Yes, we are LP devotees whose wanderings will always be in the analog-first realm, but in Tzadik’s case that’s never been an option. Founded in 1995 at the peak of the CD years, Zorn and Tzadik have seldom strayed into vinyl pressing, and even then on a very limited basis. So the only option has been CD or unauthorized YouTube listening – and Tzadik has been pretty diligent, rightfully so, about copyrights. (Hence the Qobuz embeds.)
Where to start? Below, 10 portals into the labyrinth that is Tzadik, with a disclaimer: There are so many portals into Tzadik that these ten are a mere fraction of the configurations and labyrinths within. You can, quite literally, work your way through the catalog only listening to experimental thrash metal and come out with eardrums humming with post-coital bliss — and then have a come-down smoke listening to freaky Tetsu Inoue experiments.
John Zorn/Masada Chamber Ensembles – Bar Kokhba
Zorn’s life-long Masada project explores the intersection of Jewish musical traditions and contemporary music. A celebration of Zorn’s heritage, it’s a sonic manifestation of his exploration of culture and history. He’s written more than 600 pieces under various Masada banners. Bar Kokhba is a jaw-dropping introduction that features downtown New York fixtures including John Medeski, Anthony Coleman, Marc Ribot, Greg Cohen, Dave Douglas and more.
Bill Laswell and John Zorn – Memoria (2023)
Bassist-producer-visionary Bill Laswell has recorded two solo albums for Tzadik, Invisible Design and Invisible Design II. Both are deep, contemplative solo-bass ambient records. Laswell and Zorn have also joined forces for Tzadik collaborations. That most recently occurred earlier this year, when Laswell and Zorn released Memoria, a tribute to three recent fallen heroes: Pharoah Sanders, Milford Graves, and Wayne Shorter.
Terry Riley – Aleph (2000)
Utterly unlike anything else in his discography, Riley’s Aleph consists of two long improvised excursions that he layers, manipulates and blurs until it feels like an ambient storm.
Yuka Honda – Eucademix
After Cibo Matto broke up, cofounder Yuka Honda began a fascinating, if short-lived, solo journey for Tzadik.
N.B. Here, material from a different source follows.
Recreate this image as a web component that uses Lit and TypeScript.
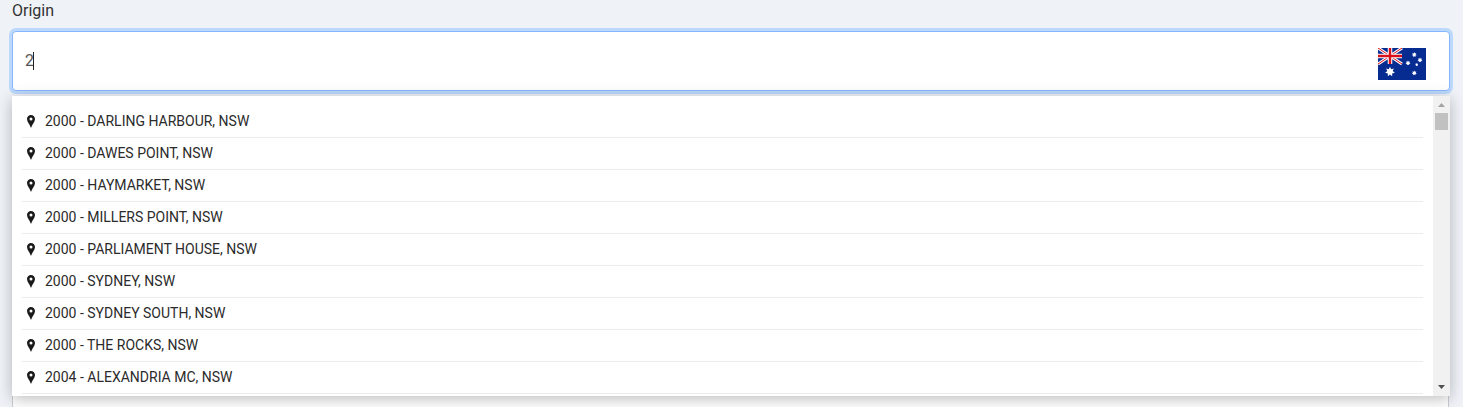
import { LitElement, html, css, svg } from "lit";
import { customElement } from "lit/decorators.js";

const ITEMS = [
  "2000 - DARLING HARBOUR, NSW",
  "2000 - DAWES POINT, NSW",
  "2000 - HAYMARKET, NSW",
  "2000 - MILLERS POINT, NSW",
  "2000 - PARLIAMENT HOUSE, NSW",
  "2000 - SYDNEY, NSW",
  "2000 - SYDNEY SOUTH, NSW",
  "2000 - THE ROCKS, NSW",
  "2004 - ALEXANDRIA MC, NSW",
];

const star = (cx: number, cy: number, r: number) => {
  const pts: string[] = [];
  for (let i = 0; i < 14; i++) {
    const a = (Math.PI * i) / 7 - Math.PI / 2;
    const rr = i % 2 ? r * 0.55 : r;
    pts.push(`${(cx + rr * Math.cos(a)).toFixed(2)},${(cy + rr * Math.sin(a)).toFixed(2)}`);
  }
  return svg`<polygon points=${pts.join(" ")} fill="#fff"/>`;
};

@customElement("app-root")
export class AppRoot extends LitElement {
  static styles = css`
    :host {
      display: block;
      width: 1463px;
      height: 407px;
      overflow: hidden;
      background: #eff2f7;
      font-family: Roboto, "Liberation Sans", sans-serif;
      color: #212529;
      box-sizing: border-box;
      padding: 0 13px 0 12px;
    }
    .label {
      font-size: 16px;
      line-height: 21px;
      color: #333;
      height: 21px;
    }
    .input {
      margin-top: 10px;
      height: 60px;
      box-sizing: border-box;
      background: #fff;
      border: 1px solid #86b7fe;
      border-radius: 4px;
      box-shadow: 0 0 0 3px #bcd8fc;
      display: flex;
      align-items: center;
      justify-content: space-between;
      padding: 0 23px 1px 12px;
      font-size: 16px;
      color: #555;
    }
    .value {
      display: flex;
      align-items: center;
    }
    .caret {
      width: 1px;
      height: 18px;
      margin-left: -1px;
      background: #222;
    }
    .flag {
      display: block;
      width: 48px;
      height: 32px;
      margin-top: 7px;
    }
    .stack {
      position: relative;
      margin-top: 5px;
    }
    .next {
      position: absolute;
      left: 0;
      right: 1px;
      top: 299px;
      height: 40px;
      background: #fff;
      border: 1px solid #c9cdd2;
      box-sizing: border-box;
    }
    .menu {
      position: relative;
      height: 300px;
      background: #fff;
      display: flex;
      box-shadow: 0 3px 14px rgba(0, 0, 0, 0.26);
    }
    .list {
      flex: 1;
      list-style: none;
      margin: 0;
      padding: 10px 10px 0 10px;
      overflow: hidden;
    }
    .item {
      height: 32px;
      box-sizing: border-box;
      border-bottom: 1px solid #ececec;
      display: flex;
      align-items: center;
      gap: 10px;
      padding: 0 0 1px 5px;
      font-size: 14px;
      color: #2b2b2b;
    }
    .pin {
      width: 8px;
      height: 13px;
      margin-top: 1px;
      display: block;
      flex: none;
    }
    .scroll {
      width: 17px;
      background: #f1f1f1;
      display: flex;
      flex-direction: column;
      align-items: center;
      justify-content: space-between;
      flex: none;
    }
    .thumb-wrap {
      display: flex;
      flex-direction: column;
      align-items: center;
      width: 100%;
    }
    .arrow {
      display: block;
      width: 7px;
      height: 4px;
      margin: 7px 0 6px;
    }
    .arrow.down {
      margin: 0 0 7px;
    }
    .thumb {
      width: 13px;
      height: 17px;
      background: #c1c1c1;
    }
  `;

  render() {
    return html`
      <div class="label">Origin</div>
      <div class="input">
        <span class="value">2<span class="caret"></span></span>
        <svg class="flag" viewBox="0 0 48 32" aria-hidden="true">
          <rect width="48" height="32" fill="#062c92"/>
          <path d="M0 0L24 16M24 0L0 16" stroke="#fff" stroke-width="3"/>
          <path d="M0 0L24 16M24 0L0 16" stroke="#d8101c" stroke-width="1"/>
          <path d="M12 0V16M0 8H24" stroke="#fff" stroke-width="4.5"/>
          <path d="M12 0V16M0 8H24" stroke="#d8101c" stroke-width="2.4"/>
          ${star(12, 23.7, 5)} ${star(36.3, 6.7, 2.6)} ${star(36.3, 25, 2.6)}
          ${star(30, 15, 2.6)} ${star(42, 12, 2.6)} ${star(38.7, 16.7, 1.7)}
        </svg>
      </div>
      <div class="stack">
        <div class="next"></div>
        <div class="menu">
          <ul class="list">
            ${ITEMS.map(
              (t) => html`<li class="item">
                <svg class="pin" viewBox="0 0 8 13" aria-hidden="true">
                  <path fill="#1a1a1a" fill-rule="evenodd" d="M4 0C1.7 0 0 1.8 0 4.1C0 7 2.9 9.8 4 13C5.1 9.8 8 7 8 4.1C8 1.8 6.3 0 4 0ZM4 2.6A1.5 1.5 0 1 1 4 5.6A1.5 1.5 0 1 1 4 2.6Z"/>
                </svg>
                <span>${t}</span>
              </li>`
            )}
          </ul>
          <div class="scroll">
            <div class="thumb-wrap">
              <svg class="arrow" viewBox="0 0 7 4"><path d="M3.5 0L7 4H0Z" fill="#a3a3a3"/></svg>
              <div class="thumb"></div>
            </div>
            <svg class="arrow down" viewBox="0 0 7 4"><path d="M0 0H7L3.5 4Z" fill="#505050"/></svg>
          </div>
        </div>
      </div>
    `;
  }
}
Her second record, Eucademix, is filled with experimental electronic pop.
Rovo – Tonic
Part of the same scene that spawned the Boredoms and UFO or Die, Rovo was a mesmerizing drone rock band (who’ve since move into ambient electronic) who rolled with a Hawkwind or Stereolab-like intensity. Tonic was recorded at the New York club of the same name, a longtime Zorn-focused performance space.
Bill Frisell, Marc Ribot & Tim Sparks – Masada Guitars
Three brilliant guitarists who have at one point or another recorded with or for Zorn and Tzadik, Ribot, Frisell and Sparks got into the studio to record Zorn-Masada pieces that are as beautiful as they are wild.
Milford Graves & John Zorn – 50th Birthday Celebration, Vol. 2
For his 50th birthday, Zorn celebrated with an extended residency in which he teamed for a series of collaborations. On various nights, Zorn worked with Yamataka EYE, Fred Frith, and Susie Ibarra, and played with ensembles including Painkiller, Electric Masada, Bar Kokhba Sextet and others. His set with Milford Graves? Insane.
Various – Great Jewish Music: Marc Bolan
Tzadik has issued a number of collections under the title Great Jewish Music. Each honors a different composer with a compilation of cover songs. The series has celebrated Burt Bacharach, Jacob do Bandolim, Sasha Argov and Marc Bolan. Among those who recorded for the series: Cyro Baptista, Joey Baron, Zeena Parkins, Mike Patton and Medeski, Martin & Wood.
Eyvand Kang – 7 Nades
This mesmerizing album by Seattle composer and cellist Eyvand Kang, who’s played with Joe McPhee, Bill Frisell, Secret Chiefs 3 and others, is one of six he has issued through Tzadik. A journey through smokey cocktail jazz, straight-ahead groove and string-driven curveballs, it’s a rollercoaster of a record. Bonus points: It features a young Reggie Watts on drum machine.
Susie Ibarra – Songbird Suite
One of the great jazz drummers of the past three decades, Ibarra could have made a comfortable living as a session player, but her muse pushed her away from comfort and into a universe of her own percussive design. Her work for Tzadik is worth an extended deep listen.